Many organizational decisions can use accounting data, which can be further supplemented with additional information. The reason that supplemental information is needed is because the accounting information system is designed to capture information triggered by actual events that impact organizational performance and position with high probability.

The probability of the anticipated impact must be high, especially in the case of probable benefits. For anticipated losses and costs the threshold is relatively lower but still it requires some events to trigger the recording of the anticipated loss and costs. This conservative nature of accounting record-keeping may not recognize some probable benefits until those benefits become more certain or materialize as a cash flow. For example, organizations cannot recognize an intangible value of fantastic leadership and excellent organizational culture. Intangible assets can be recognized in general when purchased (e.g., buy a patent or copyright, M&A). But, that doesn’t imply that the accounting information system fails to capture intangible value of some benefits that have high uncertainty. If the excellent organizational culture does indeed bring value, the accounting system will capture it as increased or sustained sales revenue on the income statement and cash or other assets (e.g., accounts receivable, deferred revenue) on the balance sheet even though there will be no intangible asset “Excellent Culture.”

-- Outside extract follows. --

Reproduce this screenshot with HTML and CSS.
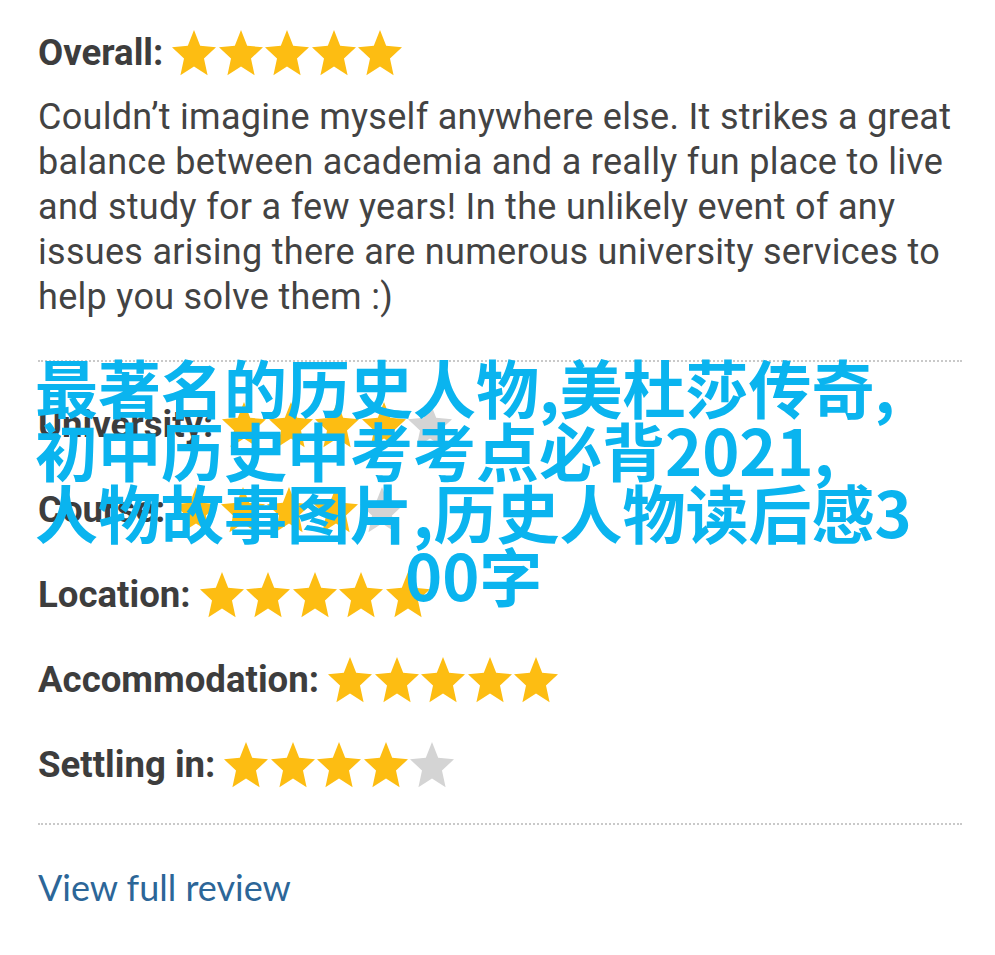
FILE: index.html
```html
<!DOCTYPE html>
<html lang="en">
<head>
<meta charset="utf-8">
<title>Review</title>
<link rel="stylesheet" href="styles.css">
</head>
<body>
<svg class="defs" width="0" height="0" aria-hidden="true">
  <symbol id="star" viewBox="2 2 20 19.3" preserveAspectRatio="none">
    <path d="M12 17.27L18.18 21l-1.64-7.03L22 9.24l-7.19-.61L12 2 9.19 8.63 2 9.24l5.46 4.73L5.82 21z"/>
  </symbol>
</svg>
<div class="review">
  <div class="row">
    <span class="label">Overall:</span>
    <span class="stars">
      <svg class="star on"><use href="#star"/></svg><svg class="star on"><use href="#star"/></svg><svg class="star on"><use href="#star"/></svg><svg class="star on"><use href="#star"/></svg><svg class="star on"><use href="#star"/></svg>
    </span>
  </div>
  <p class="text">Couldn’t imagine myself anywhere else. It strikes a great balance between academia and a really fun place to live and study for a few years! In the unlikely event of any issues arising there are numerous university services to help you solve them :)</p>
  <div class="ratings">
    <div class="row">
      <span class="label">University:</span>
      <span class="stars">
        <svg class="star on"><use href="#star"/></svg><svg class="star on"><use href="#star"/></svg><svg class="star on"><use href="#star"/></svg><svg class="star on"><use href="#star"/></svg><svg class="star off"><use href="#star"/></svg>
      </span>
    </div>
    <div class="row">
      <span class="label">Course:</span>
      <span class="stars">
        <svg class="star on"><use href="#star"/></svg><svg class="star on"><use href="#star"/></svg><svg class="star on"><use href="#star"/></svg><svg class="star on"><use href="#star"/></svg><svg class="star off"><use href="#star"/></svg>
      </span>
    </div>
    <div class="row">
      <span class="label">Location:</span>
      <span class="stars">
        <svg class="star on"><use href="#star"/></svg><svg class="star on"><use href="#star"/></svg><svg class="star on"><use href="#star"/></svg><svg class="star on"><use href="#star"/></svg><svg class="star on"><use href="#star"/></svg>
      </span>
    </div>
    <div class="row">
      <span class="label">Accommodation:</span>
      <span class="stars">
        <svg class="star on"><use href="#star"/></svg><svg class="star on"><use href="#star"/></svg><svg class="star on"><use href="#star"/></svg><svg class="star on"><use href="#star"/></svg><svg class="star on"><use href="#star"/></svg>
      </span>
    </div>
    <div class="row">
      <span class="label">Settling in:</span>
      <span class="stars">
        <svg class="star on"><use href="#star"/></svg><svg class="star on"><use href="#star"/></svg><svg class="star on"><use href="#star"/></svg><svg class="star on"><use href="#star"/></svg><svg class="star off"><use href="#star"/></svg>
      </span>
    </div>
  </div>
  <a class="more" href="#">View full review</a>
  <div class="overlay">
    <span class="line">最著名的历史人物,美杜莎传奇,</span>
    <span class="line">初中历史中考考点必背2021,</span>
    <span class="line">人物故事图片,历史人物读后感3</span>
    <span class="line last">00字</span>
  </div>
</div>
</body>
</html>
```
FILE: styles.css
```css
html, body {
  margin: 0;
  padding: 0;
  background: #ffffff;
}

.defs {
  position: absolute;
  width: 0;
  height: 0;
  overflow: hidden;
}

.review {
  position: relative;
  padding: 10px 33px 0 38px;
  font-family: Roboto, "Liberation Sans", sans-serif;
  color: #424242;
}

.row {
  display: flex;
  align-items: center;
  height: 85px;
}

.label {
  font-weight: 700;
  font-size: 36.6px;
  color: #3d3d3d;
  margin-right: 9px;
}

.stars {
  display: flex;
  gap: 2.5px;
}

.star {
  width: 44px;
  height: 46px;
  display: block;
}

.star.on {
  fill: #fdbd12;
}

.star.off {
  fill: #d4d4d4;
}

.text {
  margin: 0;
  font-size: 36px;
  letter-spacing: 0.3px;
  line-height: 45px;
  color: #434343;
}

.ratings {
  margin-top: 40px;
  border-top: 2px dotted #c9c9c9;
  border-bottom: 2px dotted #c9c9c9;
  padding: 20px 0 16px;
}

.more {
  display: block;
  margin-top: 40px;
  font-family: Lato, "Open Sans", sans-serif;
  font-size: 36px;
  color: #2c6698;
  text-decoration: none;
}

.overlay {
  position: absolute;
  top: 355px;
  left: 35px;
  font-family: "Noto Sans CJK SC", sans-serif;
  font-weight: 700;
  font-size: 63px;
  line-height: 62.5px;
  color: #0ab4ef;
}

.line {
  display: block;
  white-space: nowrap;
}

.line.last {
  padding-left: 370px;
}
```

The accounting record-keeping system triggered by actual events that happen inherently precludes the record-keeping of events that do not happen. That is why accounting information system can capture outlay costs (i.e., cash flows at some point in time) but not opportunity costs (i.e., lost benefits from the alternative use of resources that doesn’t happen). Hence the need for managers to actively incorporate additional data not captured by the accounting system.